16. Point de vue : Collaborer avec les fournisseurs du Sud pour agir à plus grande échelle et de manière plus pertinente

Sachin Chaturvedi
Directeur général
Research and Information System for Developing Countries

Le dynamisme, le poids et le périmètre croissants de la coopération Sud-Sud et de la coopération triangulaire ont transformé le système de coopération internationale pour le développement et ouvrent de nouvelles perspectives pour réaliser les Objectifs de développement durable (ODD). Des collaborations innovantes, menées à titre pilote et axées sur des problématiques précises, sont couronnées de succès. Par exemple, les normes volontaires de durabilité du climat à l’échelle nationale, qui font l’objet de débats entre les pays à revenu élevé, intermédiaire et faible, se concentrent sur des défis régionaux communs et sur des définitions adaptées au contexte local des bonnes pratiques sociales et environnementales. L’Inde commence à se démarquer en tant que chef de file dans la création de formes innovantes de coopération et de partenariat, que le système de coopération pour le développement devrait intégrer. La présidence par l’Inde du Groupe des 20 (G20) en 2023 est l’occasion de promouvoir plus avant de tels partenariats innovants.

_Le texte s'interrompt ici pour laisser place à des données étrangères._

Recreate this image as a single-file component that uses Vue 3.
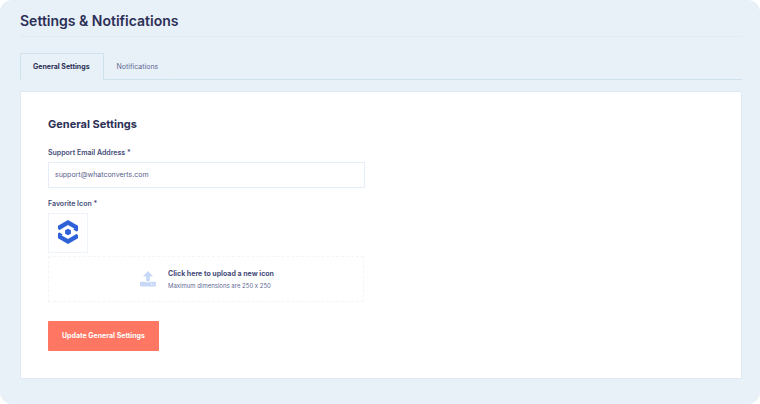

L’essor de nouvelles plateformes financières élargit les possibilités d’établir des partenariats multipartites inédits entre les acteurs de la coopération Sud-Sud. Citons ainsi le Nouveau plan Marshall, le Corridor de croissance Asie-Afrique, l’Initiative des Nouvelles routes de la soie et le Fonds de la Route de la soie. Dans les économies de marché émergentes que sont le Brésil, la République populaire de Chine, l’Inde et l’Afrique du Sud, des échanges, des investissements et des projets commerciaux sont réalisés au titre de la coopération Sud-Sud par l’intermédiaire de nouvelles banques de développement, comme la Banque asiatique d’investissement dans les infrastructures et la Nouvelle banque de développement. Si cette dynamique peut certes apporter de nouvelles solutions, elle crée davantage de complexité ainsi que des difficultés pour ce qui est de l’exercice de la redevabilité et de la coordination entre des acteurs du développement, des systèmes et des cadres normatifs multiples. Parmi les principaux aspects contestés figurent l’absence de normes universellement acceptées et de normes de l’OCDE à l’aune desquelles mesurer la qualité du développement ; le cloisonnement de ces plateformes financières, qui débouche sur des contributions contradictoires au Forum sur le financement du développement et au Forum politique de haut niveau sur le développement durable organisés par les Nations Unies ; et les dissonances entre les clubs ou l’apparition de nouvelles institutions en conséquence d’un manque de représentation et de confiance dans le système existant de gouvernance mondiale.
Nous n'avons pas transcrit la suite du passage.